Urban revolt: Ethnic politics in the nineteenth-century Chicago labor movement
Dublin Core
Titre
Urban revolt: Ethnic politics in the nineteenth-century Chicago labor movement
Sujet
mouvement social, emploi, politique de la ville, nineteenth century, dix-neuvième siècle, Chicago, histoire urbaine, sciences politiques, ethnicité, Hirsch Eric L.
Description
Extract from the Preface:
I became interested in nineteenth-century Chicago labor history in an indirect way. I had begun a study of political mobilization in Chicago community organizing and felt that I could not understand the political process that led to such mobilization without also understanding the underlying political and economic forces that created issues for community groups. I undertook a study of disinvestment in an aging industrial city - investigating Chicago's loss of thousands of manufacturing jobs, the denial of mortgages and loans to black inner-city neighborhoods, and the flight of many middle-class residents to the suburbs.
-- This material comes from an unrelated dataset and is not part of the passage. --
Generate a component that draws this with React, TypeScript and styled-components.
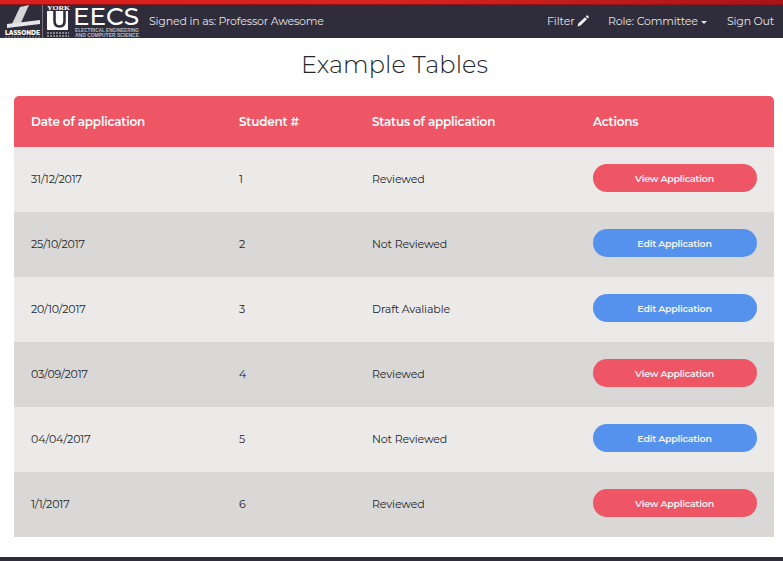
import React from "react";
import styled, { createGlobalStyle } from "styled-components";

const GlobalStyle = createGlobalStyle`
  * { box-sizing: border-box; }
  body {
    margin: 0;
    background: #fff;
    color: #24262b;
    font-family: Montserrat, Inter, "Liberation Sans", sans-serif;
    overflow: hidden;
  }
`;

const Page = styled.div`
  display: flex;
  flex-direction: column;
  height: 561px;
`;

const TopStripe = styled.div`
  flex: none;
  height: 5px;
  background: linear-gradient(to right, #d8201f 0%, #d8231f 50%, #a81318 100%);
  border-bottom: 1px solid #8d1418;
`;

const NavBar = styled.nav`
  flex: none;
  display: flex;
  align-items: center;
  height: 33px;
  padding: 0 9px 0 4px;
  background: #2f2d3c;
  color: #e2e2e4;
  font-size: 11px;
`;

const NavText = styled.span<{ $track: number }>`
  line-height: 30px;
  padding-bottom: 2px;
  white-space: nowrap;
  letter-spacing: ${(p) => p.$track}px;
`;

const NavLinks = styled.div`
  display: flex;
  align-items: center;
  margin-left: auto;
`;

const NavLink = styled.a<{ $width: number }>`
  display: flex;
  align-items: center;
  width: ${(p) => p.$width}px;
`;

const Caret = styled.i`
  margin: 2px 0 0 3px;
  border: 3px solid transparent;
  border-top-color: #e2e2e4;
  border-bottom: 0;
`;

const LogoSvg = styled.svg`
  flex: none;
  margin-right: 9px;
`;

const PencilSvg = styled.svg`
  margin: 0 0 2px 2px;
`;

const Title = styled.h1`
  flex: none;
  margin: 0;
  height: 58px;
  padding-left: 6px;
  line-height: 54px;
  text-align: center;
  font-size: 24px;
  font-weight: 300;
  letter-spacing: 0.13px;
`;

const Table = styled.div`
  flex: none;
  margin: 0 9px 20px 14px;
  border-radius: 5px 5px 0 0;
  overflow: hidden;
`;

const Row = styled.div`
  display: grid;
  grid-template-columns: 208px 133px 221px 198px;
  align-items: center;
  height: 65px;
  background: #ebeae8;
  &:nth-child(odd) { background: #d9d8d6; }
`;

const HeadRow = styled(Row)`
  height: 51px;
  && { background: #ee5565; }
  color: #fff;
`;

const HeadCell = styled.div`
  padding-left: 17px;
  font-size: 12px;
  font-weight: 600;
  white-space: nowrap;
  letter-spacing: -0.2px;
`;

const Cell = styled.div`
  padding: 0 17px 2px;
  font-size: 11px;
  white-space: nowrap;
  letter-spacing: -0.13px;
`;

const ActionButton = styled.button<{ $view: boolean }>`
  display: block;
  width: 164px;
  height: 28px;
  margin: 0 0 1px;
  padding: 0 1px 0 0;
  border: 0;
  border-radius: 14px;
  background: ${(p) => (p.$view ? "#ee5565" : "#5592ee")};
  color: #f4f1f1;
  font: 600 9.5px Montserrat, Inter, sans-serif;
  letter-spacing: -0.27px;
`;

const Footer = styled.footer`
  flex: 1;
  background: #2f2d3c;
`;

const Logo = () => (
  <LogoSvg width="136" height="33" viewBox="4 5 136 33" fill="#fff">
    <path d="M20 7l9-2-9 20-9 1z" fill="#d5d5d8" />
    <path d="M7 24l33-4v4L7 28z" fill="#e5e5e7" />
    <text x="5" y="35.4" fontSize="7" fontWeight="800" textLength="35" lengthAdjust="spacingAndGlyphs">LASSONDE</text>
    <path d="M5 37h35" stroke="#85838e" strokeDasharray="2 1" />
    <path d="M42.5 5v33" stroke="#77757f" />
    <text x="47" y="10" fontSize="7" fontFamily="Liberation Serif" fontWeight="700" textLength="23" lengthAdjust="spacingAndGlyphs">YORK</text>
    <path d="M47 11h21v19H47z" />
    <path d="M54.500 11v10q0 5.500 5 5.500t5-5.500V11" fill="none" stroke="#2f2d3c" strokeWidth="2.600" />
    <path d="M47 33h22M47 36h22" stroke="#85838e" strokeWidth="2" strokeDasharray="2 1" />
    <text x="73" y="24.500" fontSize="23.500" fontWeight="500" textLength="66" lengthAdjust="spacingAndGlyphs">EECS</text>
    <text x="75" y="31.700" fontSize="5" fontFamily="Liberation Sans" fontWeight="700" fill="#bcbbc0" textLength="64" lengthAdjust="spacingAndGlyphs">ELECTRICAL ENGINEERING</text>
    <text x="75" y="37" fontSize="5" fontFamily="Liberation Sans" fontWeight="700" fill="#bcbbc0" textLength="64" lengthAdjust="spacingAndGlyphs">AND COMPUTER SCIENCE</text>
  </LogoSvg>
);

const Pencil = () => (
  <PencilSvg width="13" height="12" viewBox="0 0 13 12" fill="#eee">
    <path d="M.5 11.500l.8-3L8 2.200l2 2-6.500 6.300zM8.700 1.500L9.700.6q.5-.5 1 0l1 1q.4.500 0 1L10.700 3.500z" />
  </PencilSvg>
);

const rows = [
  { date: "31/12/2017", status: "Reviewed", view: true },
  { date: "25/10/2017", status: "Not Reviewed", view: false },
  { date: "20/10/2017", status: "Draft Avaliable", view: false },
  { date: "03/09/2017", status: "Reviewed", view: true },
  { date: "04/04/2017", status: "Not Reviewed", view: false },
  { date: "1/1/2017", status: "Reviewed", view: true },
];

export default function App() {
  return (
    <>
      <GlobalStyle />
      <Page>
        <TopStripe />
        <NavBar>
          <Logo />
          <NavText $track={-0.18}>Signed in as: Professor Awesome</NavText>
          <NavLinks>
            <NavLink $width={61}><NavText $track={-0.1}>Filter</NavText><Pencil /></NavLink>
            <NavLink $width={119}><NavText $track={-0.16}>Role: Committee</NavText><Caret /></NavLink>
            <NavLink $width={47}><NavText $track={-0.2}>Sign Out</NavText></NavLink>
          </NavLinks>
        </NavBar>
        <Title>Example Tables</Title>
        <Table>
          <HeadRow>
            <HeadCell>Date of application</HeadCell>
            <HeadCell>Student #</HeadCell>
            <HeadCell>Status of application</HeadCell>
            <HeadCell>Actions</HeadCell>
          </HeadRow>
          {rows.map((row, i) => (
            <Row key={row.date}>
              <Cell>{row.date}</Cell>
              <Cell>{i + 1}</Cell>
              <Cell>{row.status}</Cell>
              <Cell>
                <ActionButton $view={row.view}>{row.view ? "View" : "Edit"} Application</ActionButton>
              </Cell>
            </Row>
          ))}
        </Table>
        <Footer />
      </Page>
    </>
  );
}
The political and economic consequences of these underlying trends resulted in the mobilization of community groups to fight job loss, crime, redlining, and housing abandonment.
I also became fascinated with the idea of comparing movements that arose as a result of decline and disinvestment with movements that responded to growth and investment in Chicago in its early history. I wanted to be able to answer the question how movements reacting to industrialization and urbanization in nineteenth-century Chicago differed from movements responding to deindustrialization and population loss. I also wanted to understand why the protest movements in the nineteenth century were generally labor oriented, but post-World War II, twentieth-century protests were more likely to be carried out by community organizations.
This interest led me to study the Chicago labor movement in the 1870s and 1880s, a period of industrialization and urban growth.